According to Maori legend, the Cape Reinga headland (Te Rerenga Wairua) is the departing place for spirits on their final journey to the homeland, Hawaiki. It’s a special and powerfully beautiful place, with the Tasman Sea on the left colliding with the Pacific Ocean on the right far below you.
At lunchtime you can check out the rolling surf at Taputaputa Bay, try a game of beach rugby, cricket or frisbee, or just relax and enjoy the scenery.
Next stop is the famous sandsurfing thrill at Te Paki Stream. After a quick lesson on the basics of sandsurfing, climb the dunes with your board and race back down again – a real adrenaline rush.
The return trip is down the sand and surf on legendary Ninety Mile Beach, which is a registered highway! You’ll stop to dig in the sand for pipi (fresh shell fish), and end the day at Mangonui tucking into New Zealand’s world-famous fish ‘n’ chips before arriving back in Kerikeri.
- Puketi Kauri Forest and Ancient Kauri Kingdom.
- Cape Reinga.
- Playing beach rugby, cricket and frisbee at Taputaputa Beach.
- Sandboarding on the massive dunes at Te Paki Stream.
- Digging for pipi on Ninety Mile Beach (conditions permitting).
- Real Kiwi fish ‘n’ chips at Mangonui (own cost).
- Photo opportunities galore.
> Talk to Victoria at Hone Heke Lodge to book this tour.
Dolphins in the Bay
We are lucky to have some wonderful wild life in the Bay of Islands. We have fishing tours, boat trips or kayaking. So many ways to see the bay – and if you are lucky you may see some dolphins.
Dolphin Cruise to Hole in the Rock
A half-day Bay of Islands cruise in search of dolphins and other marine life on board Dolphin Seeker, a purpose-built dolphin and whale watching catamaran. Takes you by many of the 144 islands out to to the famous Hole in the Rock on Motukokako Island, right at the end of Cape Brett Peninsula.

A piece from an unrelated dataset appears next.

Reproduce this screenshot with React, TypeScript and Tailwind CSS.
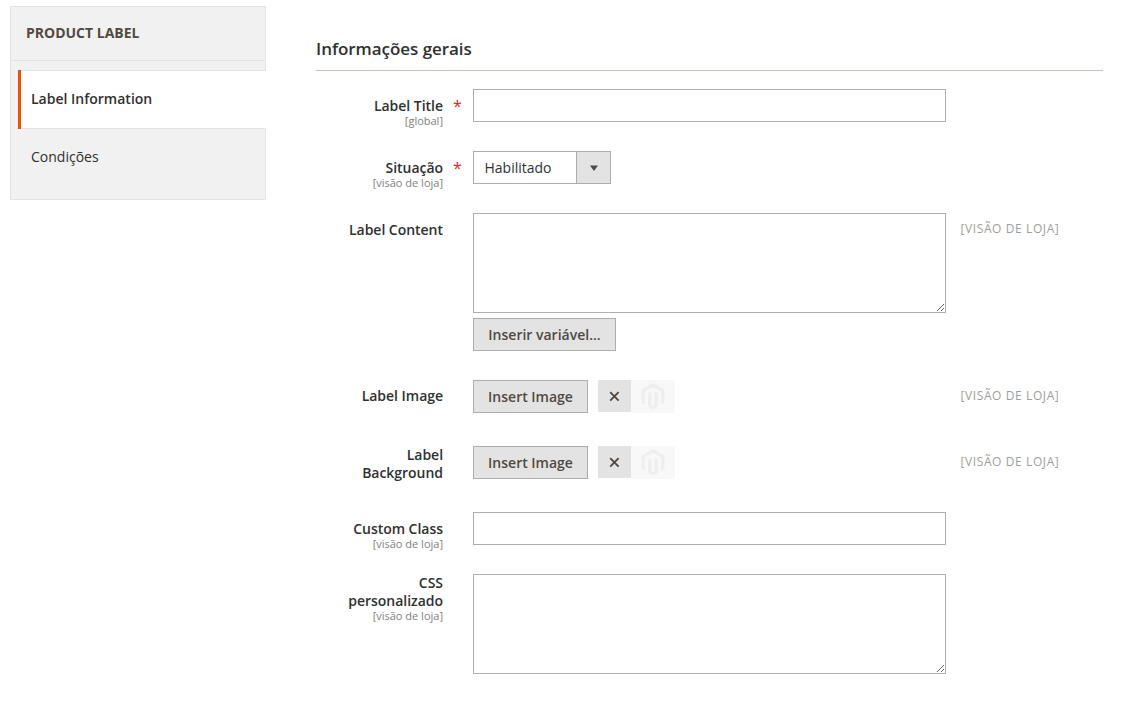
import React from "react";

type FieldProps = {
  label: string;
  scope?: string;
  required?: boolean;
  twoLine?: boolean;
  note?: boolean;
  className: string;
  labelClassName?: string;
  children: React.ReactNode;
};

function Field({ label, scope, required, twoLine, note, className, labelClassName = "pt-2", children }: FieldProps) {
  return (
    <div className={`flex items-start ${className}`}>
      <div className={`w-[127px] shrink-0 text-right ${twoLine ? "pl-6" : labelClassName}`}>
        <div className="text-[14px] leading-[18px] font-semibold tracking-[-0.03px] text-[#303030]">{label}</div>
        {scope && <div className="-mt-px text-[11px] leading-[13px] text-[#808080]">{scope}</div>}
      </div>
      <div className="w-[30px] shrink-0 pt-[7px] pl-[10px] text-[16px] leading-[20px] text-[#e22626]">
        {required && "*"}
      </div>
      <div className="w-[473px] shrink-0">{children}</div>
      {note && (
        <div className="ml-[14.5px] pt-[7px] text-[12px] leading-[18px] tracking-[0.6px] whitespace-nowrap text-[#9e9e9e]">
          [VISÃO DE LOJA]
        </div>
      )}
    </div>
  );
}

function TextInput({ label }: { label: string }) {
  return (
    <input
      aria-label={label}
      className="block h-[33px] w-[473px] border border-[#adadad] bg-white px-[10px] text-[14px] outline-none"
    />
  );
}

function TextArea({ label }: { label: string }) {
  return (
    <textarea
      aria-label={label}
      className="block h-[100px] w-[473px] resize border border-[#adadad] bg-white px-[10px] py-[8px] text-[14px] outline-none"
    />
  );
}

function Button({ children, className }: { children: React.ReactNode; className: string }) {
  return (
    <button
      className={`block h-[33px] border border-[#adadad] bg-[#e3e3e3] text-center text-[14px] leading-[31px] font-semibold whitespace-nowrap text-[#514943] ${className}`}
    >
      {children}
    </button>
  );
}

function ImagePicker() {
  return (
    <div className="flex items-start">
      <Button className="w-[115px]">Insert Image</Button>
      <button aria-label="Remove" className="ml-[10px] flex h-8 w-[33px] items-center justify-center bg-[#e3e3e3] pt-px">
        <svg width="11" height="11" viewBox="0 0 11 11" fill="none" stroke="#514943" strokeWidth="1.9">
          <path d="M1.2 1.2l8.4 8.4M9.6 1.2L1.2 9.6" />
        </svg>
      </button>
      <div className="flex h-[33px] w-[44px] justify-center bg-[#f8f8f8] pt-[3px]">
        <svg width="24" height="27" viewBox="0 0 24 27" fill="#eeeeee">
          <path d="M12 0l11.5 6.6v13.2l-3.3 1.9V8.5L12 3.8 3.8 8.5v13.2L.5 19.8V6.6z" />
          <path d="M7.1 10.4l3.3-1.9v13.6l1.6.9 1.6-.9V8.5l3.3 1.9v13.2L12 26.5l-4.9-2.9z" />
        </svg>
      </div>
    </div>
  );
}

export default function App() {
  return (
    <div className="flex h-[720px] w-[1126px] items-start overflow-hidden bg-white font-['Open_Sans','Noto_Sans',sans-serif]">
      <aside className="mt-[6px] ml-[10px] h-[194px] w-[256px] shrink-0 bg-[#f1f1f1]">
        <div className="h-[55px] border border-[#e3e3e3] pt-[16px] pl-[15px] text-[14px] leading-[20px] font-bold text-[#514943]">
          PRODUCT LABEL
        </div>
        <div className="h-[9px] border-x border-[#e3e3e3]" />
        <div className="flex h-[59px] border-l border-[#e3e3e3] pl-[7px]">
          <div className="w-[3px] bg-[#eb5202]" />
          <div className="flex-1 border-y border-[#e3e3e3] bg-white pt-[18px] pl-[10px] text-[14px] leading-[20px] font-semibold text-[#303030]">
            Label Information
          </div>
        </div>
        <div className="h-[71px] border-x border-b border-[#e3e3e3] pt-[18px] pl-5 text-[14px] leading-[20px] text-[#303030]">
          Condições
        </div>
      </aside>

      <main className="ml-[50px] w-[787px] shrink-0">
        <h2 className="h-[71px] border-b border-[#cac3b4] pt-[38px] text-[17px] leading-[22px] font-semibold tracking-[-0.05px] text-[#303030]">
          Informações gerais
        </h2>
        <Field label="Label Title" scope="[global]" required className="mt-[18px] h-[62px]">
          <TextInput label="Label Title" />
        </Field>
        <Field label="Situação" scope="[visão de loja]" required className="h-[62px]">
          <div className="flex h-[33px] w-[138px] border border-[#adadad] bg-white text-[14px] leading-[31px] text-[#303030]">
            <span className="flex-1 pl-[10.5px]">Habilitado</span>
            <span className="flex w-[34px] items-center justify-center border-l border-[#adadad] bg-[#e3e3e3]">
              <svg width="8" height="6" viewBox="0 0 8 6" fill="#514943">
                <path d="M0 .5h8L4 6z" />
              </svg>
            </span>
          </div>
        </Field>
        <Field label="Label Content" note className="h-[167px]">
          <TextArea label="Label Content" />
          <Button className="mt-[5px] w-[143px]">Inserir variável...</Button>
        </Field>
        <Field label="Label Image" note className="h-[66px]" labelClassName="pt-[7px]">
          <ImagePicker />
        </Field>
        <Field label="Label Background" twoLine note className="h-[66px]">
          <ImagePicker />
        </Field>
        <Field label="Custom Class" scope="[visão de loja]" className="h-[62px]">
          <TextInput label="Custom Class" />
        </Field>
        <Field label="CSS personalizado" scope="[visão de loja]" twoLine className="h-[100px]">
          <TextArea label="CSS personalizado" />
        </Field>
      </main>
    </div>
  );
}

> Talk to Victoria at Hone Heke Lodge to book this cruise.
The Cream Trip
Follow the original cream trip route and see the best of the Bay of Islands. It’s been a must-do since 1927! Stops for lunch on an island, cruises out to the famous Hole in the Rock, and includes informative and interactive commentary. You even get the opportunity to swim with the dolphins or boom net alongside the vessel (additional fees apply). The Cream Trip is the perfect cruise for nature lovers, and the most extensive historical cruise in the Bay of Islands.
- Hole in the Rock, Marsden Cross and Black Rocks.
- Dolphin viewing and swimming.
- Urupukapuka Island stopover.
> Talk to Victoria at Hone Heke Lodge to book this trip.
Hokianga Day Tour including Tane Mahuta
Journey into a unique part of New Zealand, first discovered by the Maori voyager Kupe over 1,000 years ago when he paddled into the Hokianga harbour.
- Follow the original stagecoach trail to Hokianga along the old stagecoach route.
- Meet a national icon, the giant kauri tree Tane Mahuta in the Waipoua Forest, and hear the legend of how he separated earth and sky at the beginning of the world.
- Visit the 2.8 million year old Wairere Boulders.
- Learn about the history and culture of the region.
- Pub lunch at Opononi Hotel (own expense).
> Talk to Victoria at Hone Heke Lodge to book this tour.
Kerikeri Half Marathon
Our Kerikeri Half Marathon is run in mid-November every year. It’s especially popular with those who are in peak fitness after completing Auckland Marathon two weeks earlier.
Kerikeri half marathon is a fast, scenic course with a gradual climb for the first 7km, then mainly downhill for the remaining 14km.
A highlight of the event, and one of the most fun Bay of Islands activities, is the street party that Kerikeri puts on in the afternoon after the Kerikeri half marathon has finished. It’s free, family friendly, and fun!
We specialise in accommodation for Kerikeri half marathon competitors. Click here to book your Kerikeri half marathon accommodation now!
Te Araroa Trail
If you are walking the Te Araroa trail, you’ll find Hone Heke Lodge is the closest backpacker accommodation to the Kerikeri section of the track.
A short 20-minute walk up to Hone Heke Lodge to our wonderfully comfortable beds! If it’s wet we have a drying room that can help dry out your walking gear. If it’s sunny, you can relax in our peaceful surroundings while you stop for a few days to stock up and unwind.
While you’re here, find out more from Hone Heke resident Bob who has walked the trail.
Rainbow Falls, also known in Maori as Waianiwaniwa – meaning Waters of the Rainbow, is situated on the Kerikeri river and is one of the most visited attractions in the district.
The waterfall is 27 metres high and, unlike most New Zealand waterfalls which are created by the erosion of soft rock, Rainbow Falls are sited on a hard basalt layer of rock. The waterfall was formed when water eroded mudstone alongside the basalt. That mudstone is now 27 metres lower!
You can drive to the falls or take the scenic riverside walking track from the Stone Store basin. Another option is the lovely 2½ to 3 hour round-trip walk from Hone Heke Lodge. The walk takes you down Hongi Hika Track with its native bush to the Kerikeri Basin (visit the Stone Store, Mission House and St James church while you’re there), then Rainbow Falls walking track alongside the river.
Kerikeri Stone Store
Kerikeri’s Stone Store is New Zealand’s oldest surviving stone building. It was built in 1832 as the base of the Church Missionary Society’s trading post, selling local produce to ships and European goods to Maori.
The Stone Store, together with the neighbouring Mission House, is now a small museum and forms one of the key Bay of Islands activities.